One option, as Ed Balls has argued, is to introduce a temporary reduction in VAT. That would boost consumer spending, lower inflation, protect retail jobs and increase real wages. When Alistair Darling reduced VAT to 15 per cent during the financial crisis, consumers spent £9bn more than they would otherwise have done. A VAT cut today would be a similarly effective fiscal stimulus. As Boris Johnson wisely observed in his Telegraph column in July, “[I]f we were to cut taxes now, it might be best to start with VAT to get people shopping again.” Osborne’s decision to raise VAT (a measure he described as “permanent”) by 2.5 per cent to an all-time high of 20 per cent automatically knocked 0.3 per cent off annual growth (OBR figures).
Osborne is unlikely to scrap the 50p rate until at least 2013, when the public-sector pay freeze ends. The Chancellor, a keen political strategist, won’t want to hand a tax cut to the richest 1 per cent until he can provide relief elsewhere. But even then there are other political obstacles.

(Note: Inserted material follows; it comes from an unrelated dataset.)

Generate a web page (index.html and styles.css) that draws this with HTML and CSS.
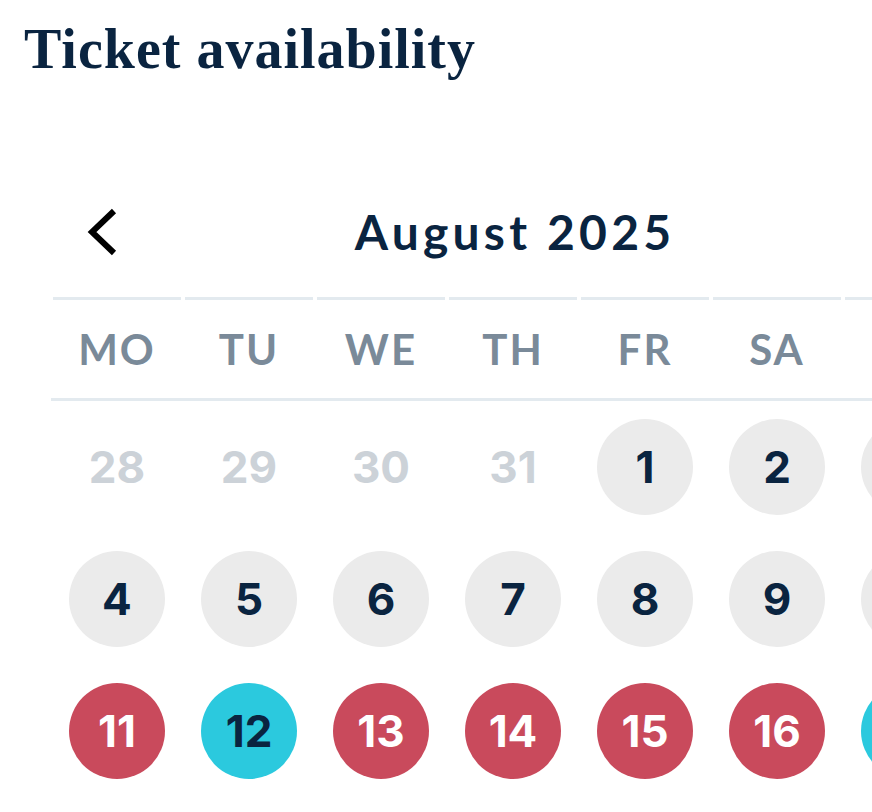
FILE: index.html
```html
<!DOCTYPE html>
<html lang="en">
<head>
<meta charset="utf-8">
<title>Ticket availability</title>
<link rel="stylesheet" href="styles.css">
</head>
<body>
<div class="page">
  <h1 class="title">Ticket availability</h1>
  <section class="calendar">
    <div class="cal-head">
      <button class="nav prev" aria-label="Previous month">
        <svg width="32" height="50" viewBox="0 0 32 50"><polyline points="28,4 6,25 28,46" fill="none" stroke="#000" stroke-width="6" stroke-linecap="butt" stroke-linejoin="miter"/></svg>
      </button>
      <h2 class="month">August 2025</h2>
      <button class="nav next" aria-label="Next month">
        <svg width="32" height="50" viewBox="0 0 32 50"><polyline points="4,4 26,25 4,46" fill="none" stroke="#000" stroke-width="6"/></svg>
      </button>
    </div>
    <div class="weekdays">
      <div class="wd">MO</div>
      <div class="wd">TU</div>
      <div class="wd">WE</div>
      <div class="wd">TH</div>
      <div class="wd">FR</div>
      <div class="wd">SA</div>
      <div class="wd">SU</div>
    </div>
    <div class="days">
      <div class="day"><span class="muted">28</span></div>
      <div class="day"><span class="muted">29</span></div>
      <div class="day"><span class="muted">30</span></div>
      <div class="day"><span class="muted">31</span></div>
      <div class="day"><span class="dot grey">1</span></div>
      <div class="day"><span class="dot grey">2</span></div>
      <div class="day"><span class="dot grey">3</span></div>

      <div class="day"><span class="dot grey">4</span></div>
      <div class="day"><span class="dot grey">5</span></div>
      <div class="day"><span class="dot grey">6</span></div>
      <div class="day"><span class="dot grey">7</span></div>
      <div class="day"><span class="dot grey">8</span></div>
      <div class="day"><span class="dot grey">9</span></div>
      <div class="day"><span class="dot grey">10</span></div>

      <div class="day"><span class="dot red">11</span></div>
      <div class="day"><span class="dot cyan">12</span></div>
      <div class="day"><span class="dot red">13</span></div>
      <div class="day"><span class="dot red">14</span></div>
      <div class="day"><span class="dot red">15</span></div>
      <div class="day"><span class="dot red">16</span></div>
      <div class="day"><span class="dot cyan">17</span></div>
    </div>
  </section>
</div>
</body>
</html>
```
FILE: styles.css
```css
html, body {
  margin: 0;
  padding: 0;
  background: #ffffff;
  overflow: hidden;
}
.page {
  width: 872px;
  height: 812px;
  overflow: hidden;
  box-sizing: border-box;
  padding: 17px 0 0 24px;
}
.title {
  margin: 0;
  font-family: "Liberation Serif", "Times New Roman", serif;
  font-weight: 700;
  font-size: 56px;
  line-height: 64px;
  letter-spacing: 1px;
  color: #0a2440;
  white-space: nowrap;
}
.calendar {
  margin: 121px 0 0 27px;
  width: 924px;
  font-family: "Lato", "Inter", sans-serif;
}
.cal-head {
  display: grid;
  grid-template-columns: 1fr auto 1fr;
  align-items: center;
  height: 60px;
}
.nav {
  background: none;
  border: 0;
  padding: 0;
  width: 32px;
  height: 50px;
  display: block;
  cursor: pointer;
}
.nav svg { display: block; }
.prev { justify-self: start; margin-left: 35px; }
.next { justify-self: end; margin-right: 35px; }
.month {
  margin: 0;
  padding-left: 4px;
  font-size: 48px;
  font-weight: 700;
  letter-spacing: 4.2px;
  color: #0a2440;
  line-height: 60px;
}
.weekdays {
  display: grid;
  grid-template-columns: repeat(7, 132px);
  margin-top: 35px;
  border-bottom: 3px solid #e3eaef;
}
.wd {
  margin: 0 2px;
  border-top: 3px solid #e3eaef;
  height: 98px;
  display: flex;
  align-items: center;
  justify-content: center;
  font-size: 42px;
  font-weight: 700;
  letter-spacing: 2px;
  color: #7a8a99;
}
.days {
  display: grid;
  grid-template-columns: repeat(7, 132px);
  grid-auto-rows: 132px;
}
.day {
  display: flex;
  align-items: center;
  justify-content: center;
}
.day span {
  width: 96px;
  height: 96px;
  border-radius: 50%;
  display: flex;
  align-items: center;
  justify-content: center;
  font-family: "Inter", "Lato", sans-serif;
  font-size: 44px;
  font-weight: 700;
  letter-spacing: 0;
  color: #0a2440;
}
.day .muted { color: #ccd2d8; }
.grey { background: #ebebeb; }
.red { background: #c94a5c; color: #ffffff !important; }
.cyan { background: #2bc9de; }
```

The Lib Dems are rightly insisting that the 50p rate, if abolished, must be replaced with a range of new property taxes, perhaps including a version of Vince Cable’s “mansion tax”. Some on the right are also beginning to recognise the case for greater taxation of wealth. Even Osborne, in his Budget speech, promised to look at “the taxation of very high value property”.
But if growth is his priority, there is no doubt that the tax Osborne needs to reduce is not the 50p rate but VAT.